Woonbedrijf maakt aanspraak op de vergoeding van buitengerechtelijke incassokosten met een beroep op haar brief van 20 november 2012 aan [gedaagde1]. De kantonrechter stelt vast dat het Besluit van toepassing is nu het verzuim na 1 juli 2012 is ingetreden. Voornoemde brief voldoet niet aan de eisen gesteld in artikel 6:96 lid 6 BW. Het daarin genoemde bedrag is hoger dan het in het Besluit bepaalde tarief. De vordering tot betaling van de buitengerechtelijke incassokosten zal daarom worden afgewezen.
3.8.
[gedaagden] worden als de overwegend in het ongelijk gestelde partij veroordeeld in de kosten van de procedure. Woonbedrijf heeft tweemaal GBA kosten van € 3,26 gevorderd. De kantonrechter zal slechts een keer dit bedrag toewijzen.
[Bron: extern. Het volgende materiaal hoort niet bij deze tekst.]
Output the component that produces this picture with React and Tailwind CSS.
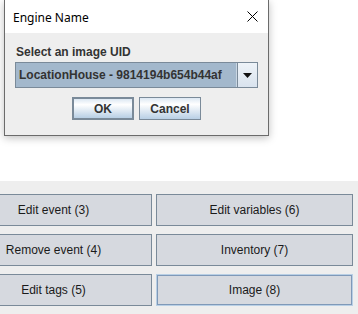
import React from "react";

const actions = [
  ["Edit event (3)", "Edit variables (6)"],
  ["Remove event (4)", "Inventory (7)"],
  ["Edit tags (5)", "Image (8)"],
];

function ActionButton({ label, focused }) {
  return (
    <button
      className={
        "w-[197px] h-[32px] bg-[#d6d9df] text-[12px] text-[#1a1a1a] flex items-center justify-center " +
        (focused
          ? "border border-[#b8cfe5] shadow-[inset_0_0_0_1px_#7f99b8]"
          : "border border-[#7a8a99]")
      }
    >
      {label}
    </button>
  );
}

function DialogButton({ label, focused }) {
  return (
    <button
      className={
        "w-[62px] h-[23px] bg-[linear-gradient(180deg,#dde8f3_0%,#ffffff_30%,#b8cfe5_100%)] text-[12px] font-bold text-[#333] flex items-center justify-center " +
        (focused ? "border-2 border-[#7a8a99]" : "border border-[#7a8a99]")
      }
    >
      {label}
    </button>
  );
}

export default function App() {
  return (
    <div className="w-[358px] h-[314px] bg-white overflow-hidden font-['Liberation_Sans',Arial,sans-serif]">
      {/* Dialog window */}
      <div className="h-[181px] pl-[4px]">
        <div className="w-[265px] h-[136px] border-x border-b border-[#6b6b6b] bg-[#eeeeee] shadow-[0_2px_8px_rgba(0,0,0,0.25)] flex flex-col">
          <div className="h-[33px] bg-white flex items-center justify-between pt-[3px] pl-[8px] pr-[10px]">
            <span className="text-[12px] text-black font-['Noto_Sans',sans-serif]">Engine Name</span>
            <svg width="11" height="11" viewBox="0 0 11 11" className="mb-[3px]">
              <path d="M0.5 0.5 L10.5 10.5 M10.5 0.5 L0.5 10.5" stroke="#000" strokeWidth="1" fill="none" />
            </svg>
          </div>
          <div className="pl-[10px] pt-[12px]">
            <div className="text-[12px] font-bold text-[#333] leading-[14px] pl-[1px]">Select an image UID</div>
            <div className="mt-[3px] w-[243px] h-[26px] border border-[#7a8a99] flex">
              <div className="flex-1 bg-[#a3b8cc] flex items-center pl-[3px] text-[12px] font-bold text-[#333] border-r border-[#c9d6e3]">
                LocationHouse - 9814194b654b44af
              </div>
              <div className="w-[20px] bg-[linear-gradient(180deg,#eef3f8,#d9e3ee)] border-l border-[#7a8a99] flex items-center justify-center">
                <svg width="9" height="5" viewBox="0 0 9 5">
                  <path d="M0 0 H9 L4.5 5 Z" fill="#111" />
                </svg>
              </div>
            </div>
            <div className="mt-[9px] flex justify-center gap-[5px] pr-[10px]">
              <DialogButton label="OK" focused />
              <DialogButton label="Cancel" />
            </div>
          </div>
        </div>
      </div>

      {/* Action panel */}
      <div className="h-[133px] bg-[#eeeeee] pt-[13px]">
        <div className="ml-[-45px] flex flex-col gap-[8px]">
          {actions.map(([left, right]) => (
            <div key={left} className="flex gap-[4px]">
              <ActionButton label={left} />
              <ActionButton label={right} focused={right === "Image (8)"} />
            </div>
          ))}
        </div>
      </div>
    </div>
  );
}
In totaal zal € 190,26 aan explootkosten worden toegewezen.

4.De beslissing

De kantonrechter:
ontbindt de tussen partijen gesloten huurovereenkomst betreffende het gehuurde gelegen aan het adres [adres] te [woonplaats];
veroordeelt [gedaagden] om de woning binnen veertien dagen na betekening van dit vonnis met alle zich daarin bevindende personen en goederen te ontruimen en te verlaten en met afgifte der sleutels ter vrije en algehele beschikking van Woonbedrijf te stellen;
veroordeelt [gedaagde1] en [gedaagde2] hoofdelijk, des dat de een betalend de ander zal zijn bevrijd, om aan Woonbedrijf te betalen een bedrag van € 3.456,68, te vermeerderen met de wettelijke rente over € 2.878,40 vanaf de dag van de dagvaarding tot aan de dag van voldoening en te vermeerderen van de wettelijke rente over de openstaande huurpenningen van de maanden maart 2013 en mei 2013 vanaf het moment van opeisbaarheid tot de dag van voldoening;
veroordeelt [gedaagde1] en [gedaagde2] hoofdelijk, des dat de een betalend de ander zal zijn bevrijd, om aan Woonbedrijf te betalen een bedrag van € 575,68 per maand voor elke ingaande maand dat [gedaagden] na 1 juni 2013 de woning niet ter beschikking van Woonbedrijf hebben gesteld, vermeerderd met de wettelijke rente vanaf de dag van opeisbaarheid dezer bedragen tot die der algehele voldoening;
veroordeelt [gedaagde1] en [gedaagde2] hoofdelijk, des dat de een betalend de ander zal zijn bevrijd, in de kosten van de procedure, aan de zijde van Woonbedrijf tot heden begroot op € 190,26 aan explootkosten, € 448,- aan griffierecht en € 350,- als bijdrage in het salaris van de gemachtigde (niet met btw belast);
verklaart dit vonnis, voor zover het de veroordelingen betreft, uitvoerbaar bij voorraad;
wijst af hetgeen meer of anders is gevorderd.
Dit vonnis is gewezen door mr. C. Schollen-den Besten, kantonrechter, en in het openbaar uitgesproken op 3 oktober 2013.